[Read more session reports and live updates from the 2nd Western Balkan Digital Summit]
Mr Milan Dobrijevic (Head of Department for Digital Agenda Development in Ministry of Trade, Tourism and Telecommunications) stated that the Serbian government recognises the importance of e-commerce for development, which is why the government is changing regulation to enable evolvement of e-commerce. The government of Serbia sees e-commerce as an area that can help small and middle-sized enterprises (SMEs) and individual entrepreneurs develop, but Dobrijevic underlined that many big companies, such as Zara, are contemplating e-commerce as their only business model. He also spoke about the measures the Serbian government is using to fight the grey area of e-commerce.
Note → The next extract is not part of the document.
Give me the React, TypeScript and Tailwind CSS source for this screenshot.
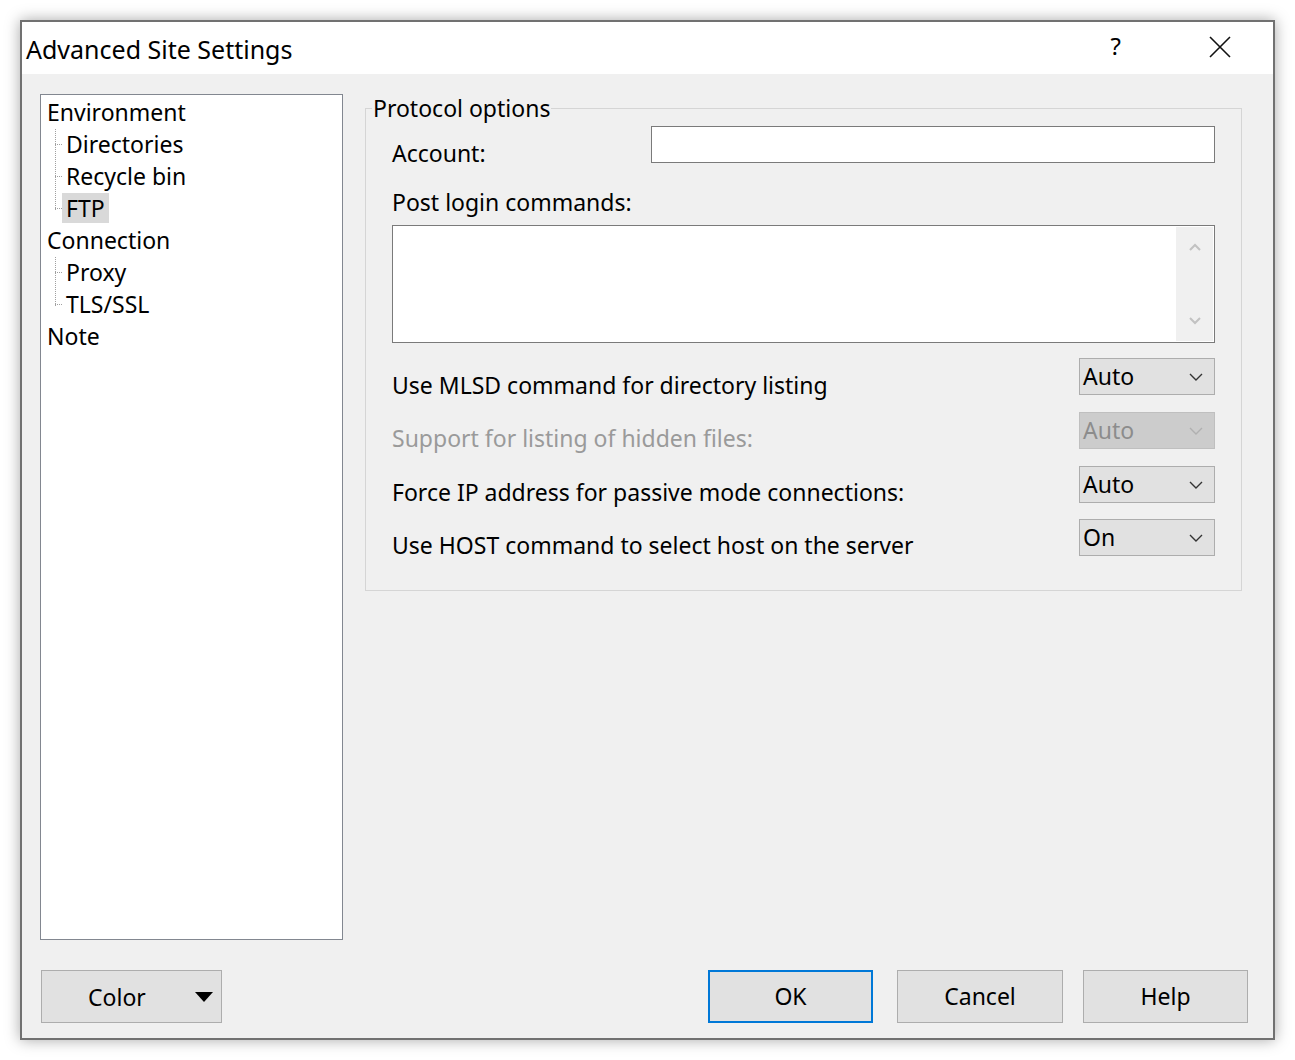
import React from 'react';

const font = { fontFamily: '"Noto Sans", "Open Sans", sans-serif' };

function Chevron({ color = '#333' }: { color?: string }) {
  return (
    <svg width="14" height="8" viewBox="0 0 14 8" fill="none">
      <path d="M1 1l6 6 6-6" stroke={color} strokeWidth="1.4" />
    </svg>
  );
}

function Combo({ value, disabled }: { value: string; disabled?: boolean }) {
  return (
    <div
      className={`w-[136px] h-[37px] border flex items-center justify-between pl-[3px] pr-[11px] shrink-0 ${
        disabled ? 'bg-[#cccccc] border-[#bfbfbf] text-[#8c8c8c]' : 'bg-[#e1e1e1] border-[#adadad] text-black'
      }`}
    >
      <span className="leading-[32px] -mt-[2px]">{value}</span>
      <Chevron color={disabled ? '#b0b0b0' : '#333'} />
    </div>
  );
}

function OptionRow({ label, value, disabled, mt, off }: { label: string; value: string; disabled?: boolean; mt: string; off: string }) {
  return (
    <div className={`flex justify-between items-start h-[37px] pl-[26px] pr-[26px] ${mt}`}>
      <span className={`leading-[32px] ${off} ${disabled ? 'text-[#9a9a9a]' : ''}`}>{label}</span>
      <Combo value={value} disabled={disabled} />
    </div>
  );
}

function TreeItem({ label, child, selected }: { label: string; child?: boolean; selected?: boolean }) {
  return (
    <div className={`h-[32px] flex items-center ${child ? 'pl-[14px]' : 'pl-[6px]'}`}>
      {child && <span className="w-[7px] border-t border-dotted border-[#a0a0a0]" />}
      <span className={`leading-[30px] ${child ? 'px-[4px]' : ''} ${selected ? 'bg-[#d9d9d9]' : ''}`}>{label}</span>
    </div>
  );
}

function Button({ children, primary, w }: { children: React.ReactNode; primary?: boolean; w: string }) {
  return (
    <div
      className={`${w} h-[53px] bg-[#e1e1e1] flex items-center justify-center ${
        primary ? 'border-2 border-[#0078d7]' : 'border border-[#adadad]'
      }`}
    >
      {children}
    </div>
  );
}

export default function App() {
  return (
    <div className="w-[1295px] h-[1060px] bg-white pt-[20px] pl-[20px] text-[23px] text-black" style={font}>
      <div className="w-[1255px] h-[1020px] border-2 border-[#717171] flex flex-col shadow-[0_0_14px_rgba(0,0,0,0.35)]">
        {/* Title bar */}
        <div className="h-[52px] bg-white flex items-center shrink-0">
          <span className="pl-[4px] leading-[32px] mt-[2px] text-[25px]">Advanced Site Settings</span>
          <div className="flex-1" />
          <span className="leading-[32px] mr-[88px] -mt-[4px] text-[24px]">?</span>
          <svg width="22" height="22" viewBox="0 0 22 22" className="mr-[42px] -mt-[3px]">
            <path d="M1 1l20 20M21 1L1 21" stroke="#111" strokeWidth="1.6" />
          </svg>
        </div>

        {/* Client */}
        <div className="flex-1 bg-[#f0f0f0] flex flex-col">
          <div className="flex pt-[20px]">
            {/* Tree */}
            <div className="ml-[18px] w-[303px] h-[846px] bg-white border border-[#828790] pt-[1px] relative">
              <div className="absolute left-[14px] top-[34px] h-[81px] border-l border-dotted border-[#a0a0a0]" />
              <div className="absolute left-[14px] top-[162px] h-[49px] border-l border-dotted border-[#a0a0a0]" />
              <TreeItem label="Environment" />
              <TreeItem label="Directories" child />
              <TreeItem label="Recycle bin" child />
              <TreeItem label="FTP" child selected />
              <TreeItem label="Connection" />
              <TreeItem label="Proxy" child />
              <TreeItem label="TLS/SSL" child />
              <TreeItem label="Note" />
            </div>

            {/* Protocol options */}
            <fieldset className="ml-[22px] w-[877px] h-[497px] border border-[#d5d5d5]">
              <legend className="ml-[6px] px-[1px] leading-[28px]">Protocol options</legend>
              <div className="flex justify-between items-start h-[37px] pl-[26px] pr-[26px] mt-[4px]">
                <span className="leading-[32px] mt-[11px]">Account:</span>
                <div className="w-[564px] h-[37px] bg-white border border-[#7a7a7a]" />
              </div>
              <div className="pl-[26px] mt-[23px] leading-[32px]">Post login commands:</div>
              <div className="ml-[26px] mt-[7px] w-[823px] h-[118px] bg-white border border-[#7a7a7a] flex justify-end p-[1px]">
                <div className="w-[37px] h-full bg-[#f0f0f0] flex flex-col items-center justify-between py-[16px]">
                  <svg width="12" height="8" viewBox="0 0 12 8">
                    <path d="M1 7l5-5 5 5" stroke="#c2c2c2" strokeWidth="2" fill="none" />
                  </svg>
                  <svg width="12" height="8" viewBox="0 0 12 8">
                    <path d="M1 1l5 5 5-5" stroke="#c2c2c2" strokeWidth="2" fill="none" />
                  </svg>
                </div>
              </div>
              <OptionRow label="Use MLSD command for directory listing" value="Auto" mt="mt-[15px]" off="mt-[11px]" />
              <OptionRow label="Support for listing of hidden files:" value="Auto" disabled mt="mt-[17px]" off="mt-[10px]" />
              <OptionRow label="Force IP address for passive mode connections:" value="Auto" mt="mt-[17px]" off="mt-[10px]" />
              <OptionRow label="Use HOST command to select host on the server" value="On" mt="mt-[16px]" off="mt-[10px]" />
            </fieldset>
          </div>

          {/* Buttons */}
          <div className="flex mt-[30px] pl-[19px] pr-[25px]">
            <div className="w-[181px] h-[53px] bg-[#e1e1e1] border border-[#adadad] flex items-center">
              <span className="ml-[46px] leading-[32px]">Color</span>
              <svg width="18" height="10" viewBox="0 0 18 10" className="ml-[49px]">
                <path d="M0 0h18L9 10z" fill="#000" />
              </svg>
            </div>
            <div className="flex-1" />
            <Button primary w="w-[165px]">OK</Button>
            <div className="w-[24px]" />
            <Button w="w-[166px]">Cancel</Button>
            <div className="w-[20px]" />
            <Button w="w-[165px]">Help</Button>
          </div>
        </div>
      </div>
    </div>
  );
}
Ms Silvija Susnjevic (Business Development Manager, Enetel Solutions) spoke about the cognitive e-commerce solution Enetel Solutions developed. She also underlined that many users prefer using their mobile phones and that e-commerce platforms need to adapt to this user preference. Therefore, e-commerce platforms should enable payments over mobile phones. Susnjevic pointed out that it is better for a business to buy quality solutions, e-commerce platform which is not customised, and customise the design after developing the internal structure.
Mr Milan Jevtic (Executive Director of Software Division at Saga) began by stating that e-commerce is growing at the global level. He cautioned that users’ expectations rise with the development of new e-commerce solutions. The users’ expectations in e-commerce are much higher than in the physical world, and the developers of e-commerce solutions should be careful to meet users’ expectation and provide a good user experience; if the user experience is not as expected, users will not use the platform. He further underlined the significance of trust, timeliness and correctness of information for users. E-commerce is a new paradigm in the economy, not a mere computerisation or informationisation of the existing commercial services. In his opinion, the e-commerce sector in Serbia is almost ready to meet customers’ demands.
Mr Jurij Bertok (Business Development Consultant) stated that e-commerce is a question of trust; the provider of e-commerce services should not use a cheap platform. The Slovenian experience is that the state plays an important role – in 2014, Slovenia adopted the Law on E-commerce which made obligatory to make payments to the state in an electronic form. E-commerce is part of the digital transformation, and it cannot be considered just from the business aspect.
Mr Milos Brusin (President of the Executive Board, CEO at Telenor Bank) called e-commerce an ecosystem whose elements must be oriented towards the user and their experience. He stated that the National Bank of Serbia (NBS) established a regulatory framework necessary to raise awareness in the areas such as digital payments and e-commerce. Brusin, however, concluded that e-commerce in Serbia is not mature.